- **Set problem**:
Skip the pictures and repeat each line of the data exactly.

- **Dataset section**:
--------------------

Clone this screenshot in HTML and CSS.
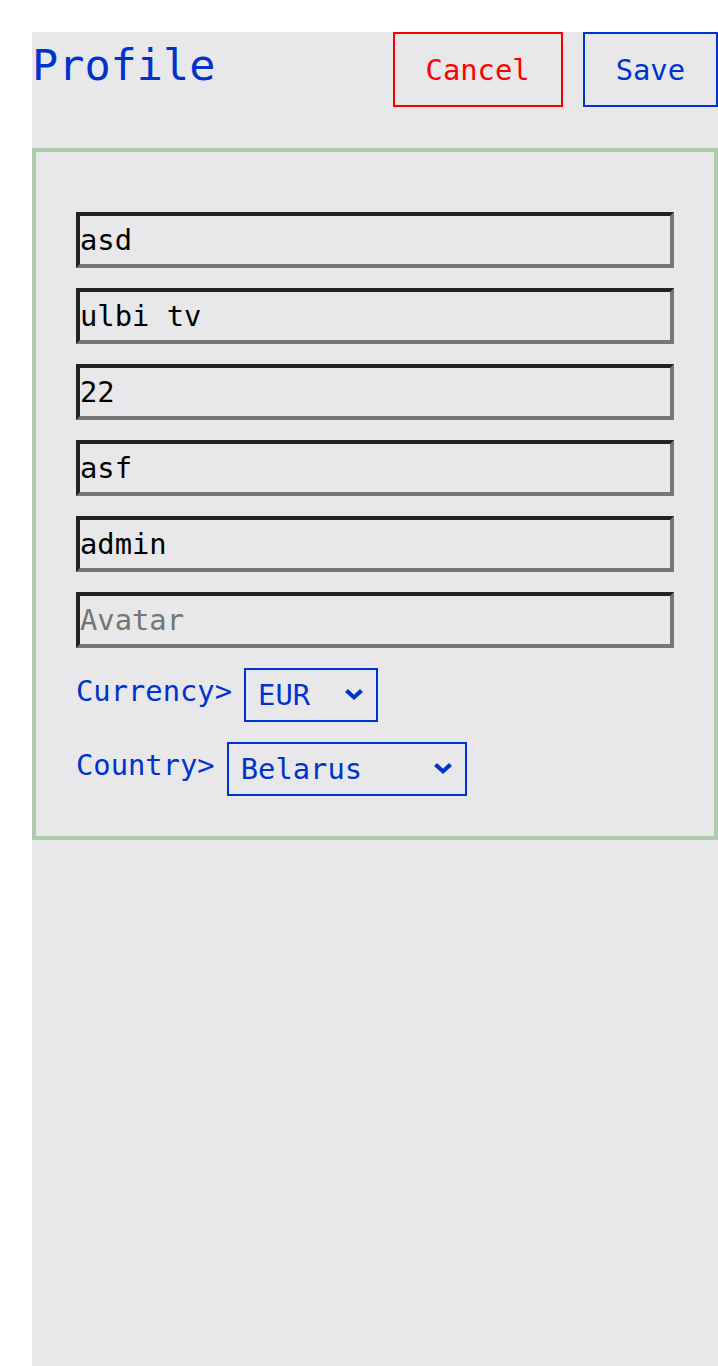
FILE: index.html
```html
<!DOCTYPE html>
<html lang="en">
<head>
<meta charset="utf-8">
<title>Profile</title>
<link rel="stylesheet" href="styles.css">
</head>
<body>
<div class="page">
  <div class="header">
    <h1 class="title">Profile</h1>
    <div class="actions">
      <button class="btn btn-cancel" type="button">Cancel</button>
      <button class="btn btn-save" type="button">Save</button>
    </div>
  </div>
  <div class="card">
    <input class="field" type="text" value="asd" placeholder="First name">
    <input class="field" type="text" value="ulbi tv" placeholder="Last name">
    <input class="field" type="text" value="22" placeholder="Age">
    <input class="field" type="text" value="asf" placeholder="City">
    <input class="field" type="text" value="admin" placeholder="Username">
    <input class="field" type="text" value="" placeholder="Avatar">
    <div class="row">
      <label class="row-label" for="currency">Currency&gt;</label>
      <span class="select-wrap">
        <select id="currency" class="select select-currency">
          <option>EUR</option>
          <option>RUB</option>
          <option>USD</option>
        </select>
        <svg class="chevron" width="18" height="11" viewBox="0 0 18 11" aria-hidden="true"><polygon points="0,3 3,0 9,5.8 15,0 18,3 9,11"/></svg>
      </span>
    </div>
    <div class="row">
      <label class="row-label" for="country">Country&gt;</label>
      <span class="select-wrap">
        <select id="country" class="select select-country">
          <option>Belarus</option>
          <option>Russia</option>
          <option>Ukraine</option>
          <option>Kazakhstan</option>
          <option>Armenia</option>
        </select>
        <svg class="chevron" width="18" height="11" viewBox="0 0 18 11" aria-hidden="true"><polygon points="0,3 3,0 9,5.8 15,0 18,3 9,11"/></svg>
      </span>
    </div>
  </div>
</div>
</body>
</html>
```
FILE: styles.css
```css
html, body {
  margin: 0;
  padding: 0;
  background: #ffffff;
}

body {
  font-family: "DejaVu Sans Mono", monospace;
}

.page {
  margin: 32px 0 0 32px;
  min-height: calc(100vh - 32px);
  background: #e8e8ea;
  display: flex;
  flex-direction: column;
}

.header {
  display: flex;
  justify-content: space-between;
  align-items: flex-start;
  margin-bottom: 41px;
}

.title {
  margin: 8px 0 0 0;
  font-size: 43.5px;
  font-weight: normal;
  line-height: normal;
  color: #0033cc;
}

.actions {
  display: flex;
  gap: 20px;
}

.btn {
  box-sizing: border-box;
  height: 75px;
  padding: 0 31px;
  background: transparent;
  font-family: "DejaVu Sans Mono", monospace;
  font-size: 28.8px;
  line-height: normal;
  cursor: pointer;
}

.btn-cancel {
  border: 2px solid #ff0000;
  color: #ff0000;
}

.btn-save {
  border: 2px solid #0033cc;
  color: #0033cc;
}

.card {
  border: 4px solid #aecbae;
  padding: 60px 40px 40px;
  display: flex;
  flex-direction: column;
  gap: 20px;
}

.field {
  box-sizing: border-box;
  width: 100%;
  height: 56px;
  margin: 0;
  padding: 0;
  border-width: 4px;
  border-style: solid;
  border-color: #222222 #767676 #767676 #222222;
  background: transparent;
  font-family: "DejaVu Sans Mono", monospace;
  font-size: 28.8px;
  color: #000000;
  outline: none;
}

.field::placeholder {
  color: #757575;
}

.row {
  display: flex;
  align-items: flex-start;
  gap: 12px;
}

.row-label {
  padding-top: 6px;
  font-size: 28.8px;
  line-height: normal;
  color: #0033cc;
}

.select-wrap {
  position: relative;
  display: inline-flex;
}

.select {
  box-sizing: border-box;
  height: 54px;
  margin: 0;
  padding: 0 0 0 12px;
  appearance: none;
  -webkit-appearance: none;
  border: 2px solid #0033cc;
  border-radius: 0;
  background: transparent;
  color: #0033cc;
  font-family: "DejaVu Sans Mono", monospace;
  font-size: 28.8px;
  outline: none;
}

.select-currency {
  width: 134px;
}

.select-country {
  width: 240px;
}

.chevron {
  position: absolute;
  right: 15px;
  top: 21px;
  fill: #0033cc;
  pointer-events: none;
}
```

--------------------

- **Problem solution**:
Clone this screenshot in HTML and CSS.
FILE: index.html
```html
<!DOCTYPE html>
<html lang="en">
<head>
<meta charset="utf-8">
<title>Profile</title>
<link rel="stylesheet" href="styles.css">
</head>
<body>
<div class="page">
  <div class="header">
    <h1 class="title">Profile</h1>
    <div class="actions">
      <button class="btn btn-cancel" type="button">Cancel</button>
      <button class="btn btn-save" type="button">Save</button>
    </div>
  </div>
  <div class="card">
    <input class="field" type="text" value="asd" placeholder="First name">
    <input class="field" type="text" value="ulbi tv" placeholder="Last name">
    <input class="field" type="text" value="22" placeholder="Age">
    <input class="field" type="text" value="asf" placeholder="City">
    <input class="field" type="text" value="admin" placeholder="Username">
    <input class="field" type="text" value="" placeholder="Avatar">
    <div class="row">
      <label class="row-label" for="currency">Currency&gt;</label>
      <span class="select-wrap">
        <select id="currency" class="select select-currency">
          <option>EUR</option>
          <option>RUB</option>
          <option>USD</option>
        </select>
        <svg class="chevron" width="18" height="11" viewBox="0 0 18 11" aria-hidden="true"><polygon points="0,3 3,0 9,5.8 15,0 18,3 9,11"/></svg>
      </span>
    </div>
    <div class="row">
      <label class="row-label" for="country">Country&gt;</label>
      <span class="select-wrap">
        <select id="country" class="select select-country">
          <option>Belarus</option>
          <option>Russia</option>
          <option>Ukraine</option>
          <option>Kazakhstan</option>
          <option>Armenia</option>
        </select>
        <svg class="chevron" width="18" height="11" viewBox="0 0 18 11" aria-hidden="true"><polygon points="0,3 3,0 9,5.8 15,0 18,3 9,11"/></svg>
      </span>
    </div>
  </div>
</div>
</body>
</html>
```
FILE: styles.css
```css
html, body {
  margin: 0;
  padding: 0;
  background: #ffffff;
}

body {
  font-family: "DejaVu Sans Mono", monospace;
}

.page {
  margin: 32px 0 0 32px;
  min-height: calc(100vh - 32px);
  background: #e8e8ea;
  display: flex;
  flex-direction: column;
}

.header {
  display: flex;
  justify-content: space-between;
  align-items: flex-start;
  margin-bottom: 41px;
}

.title {
  margin: 8px 0 0 0;
  font-size: 43.5px;
  font-weight: normal;
  line-height: normal;
  color: #0033cc;
}

.actions {
  display: flex;
  gap: 20px;
}

.btn {
  box-sizing: border-box;
  height: 75px;
  padding: 0 31px;
  background: transparent;
  font-family: "DejaVu Sans Mono", monospace;
  font-size: 28.8px;
  line-height: normal;
  cursor: pointer;
}

.btn-cancel {
  border: 2px solid #ff0000;
  color: #ff0000;
}

.btn-save {
  border: 2px solid #0033cc;
  color: #0033cc;
}

.card {
  border: 4px solid #aecbae;
  padding: 60px 40px 40px;
  display: flex;
  flex-direction: column;
  gap: 20px;
}

.field {
  box-sizing: border-box;
  width: 100%;
  height: 56px;
  margin: 0;
  padding: 0;
  border-width: 4px;
  border-style: solid;
  border-color: #222222 #767676 #767676 #222222;
  background: transparent;
  font-family: "DejaVu Sans Mono", monospace;
  font-size: 28.8px;
  color: #000000;
  outline: none;
}

.field::placeholder {
  color: #757575;
}

.row {
  display: flex;
  align-items: flex-start;
  gap: 12px;
}

.row-label {
  padding-top: 6px;
  font-size: 28.8px;
  line-height: normal;
  color: #0033cc;
}

.select-wrap {
  position: relative;
  display: inline-flex;
}

.select {
  box-sizing: border-box;
  height: 54px;
  margin: 0;
  padding: 0 0 0 12px;
  appearance: none;
  -webkit-appearance: none;
  border: 2px solid #0033cc;
  border-radius: 0;
  background: transparent;
  color: #0033cc;
  font-family: "DejaVu Sans Mono", monospace;
  font-size: 28.8px;
  outline: none;
}

.select-currency {
  width: 134px;
}

.select-country {
  width: 240px;
}

.chevron {
  position: absolute;
  right: 15px;
  top: 21px;
  fill: #0033cc;
  pointer-events: none;
}
```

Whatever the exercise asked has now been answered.